In terms of the long term goal, we are less than ten years from every gun control lobby organization of note taking the position that any jurisdiction can completely ban handguns, ban even revolvers from people who can show or obtain a large threshold of training, citizens and legal permanent residents who pass not just basic 4473 NICS, but fingerprint based background checks, hold for wait period, and keep their firearm in a safe. Even under all those conditions it was argued that even revolvers could be banned with simple majority of a state or cities government. I'm not inclined to paint all with the same brush, but it looks like they all painted themselves. Were there any gun control organizations that did not support that full ban, no matter what, in amicus, testimony, press releases or statements of support for DC in Heller?


Quote:
The argument is that their mere existence causes harm. The aggression hypothesis is debatable in the scientific literature and the devil is in the details
Yes this per se harm to 'population health" (an expansion on "public health' now used in a lot of paternalistic legislative initiative) was also something to justify reduction/rationing that I think Gura was ready to go after in SCOTUS. As you note the hypothesis in both gun crime to defensive gun use ratios and "elevated aggression" in the individual is debatable. But you can see from the material being promulgated that these are major themes.

On aggression from seeing an image of a gun or handling one, the methodology of measures of aggression get really funny. They remind me of "measures of aggression" elevated in children who eat meat on the bone. What often is measured is docility in the face of random commands from authority. Peer reviewed work shows children eating meat on a bone are "more aggressive" -- if you measure the aggression as compliance to arbitrary commands to stay within a 9' circle for 30 minutes. Frankly this seems a measure of mindless docility and deference to even absurd authority in kids who do obey.
https://papers.ssrn.com/sol3/papers....act_id=2425389
On the "weapons effect" in other words the thesis that presence of guns is itself a per se stimulus, of the 50 studies I have looked at, they do not control for legal gun owners, non gun owners, and illegal gun owners. Hemenway's 2006 study on road rage and guns in cars doesn't even properly control for gender which is the huge elevation,nor does it control for the fact that gun owners who tell a anonymous person calling for a survey, that they drive aggressively may simply be a cohort more reflective and honest and open to reflecting to strangers.

As far as the NRA and bump stock specifically, I think rational people can see this both ways. We can see different aspects legal issue, the poltical tactics and counter tactic on what legislation may arise, and the different aspects of public perceptions given the Las Vegas massacre. Yes the slippery slope exists, the is no fallacy in pointing out its danger since incrementalism is demonstrated strategy of the other side. Certainly the Feinstein language opening it up to anything that increases rate of fire blurring the mostly bright lines between semi, select and full auto is unacceptable.

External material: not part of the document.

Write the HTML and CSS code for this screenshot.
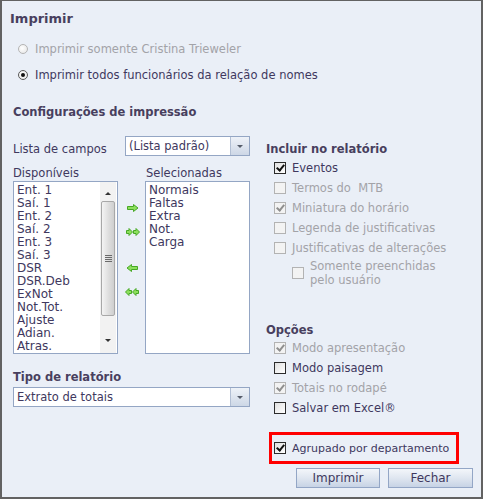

That said, my feeling is both public perceptions and defensibility of elected officials aligning with NRA matter more in the overall picture. NRA makes mistakes but this is more likely to be a very good tactic on their part. It deflects away from unfairly making the NRA, and all of us, the punching bag and has disoriented the gun control lobby lashing out in way no one would ash out against the ACLU if a person out of confinement due to ACLU driven lower thresholds on institutionalization commits a mass murder.

Sorry to be longwinded but I have been in DC for a fairly long while, and been both an LA on the receiving end, and in public affairs adovacy as professional end. Although not at directly dealing with in Second Amendment rightsh I did sit in on a lot of meetings with Bloomberg's people when I was on the hill). NRA is a an actual grassroots organization. That is both legitimate -- and messy -- even if some aspects are top-down. Its opponents are all top-down astroturf with a bunch of lucre for both a much larger processional adovacy footprint and money for races.

The biggest win for the gun control lobby would be creating divisions among NRA and its consistency. United opinions don't have to be present, but united front is a good idea. The long game is what matters.

Last edited by TDL; October 10, 2017 at 06:22 PM.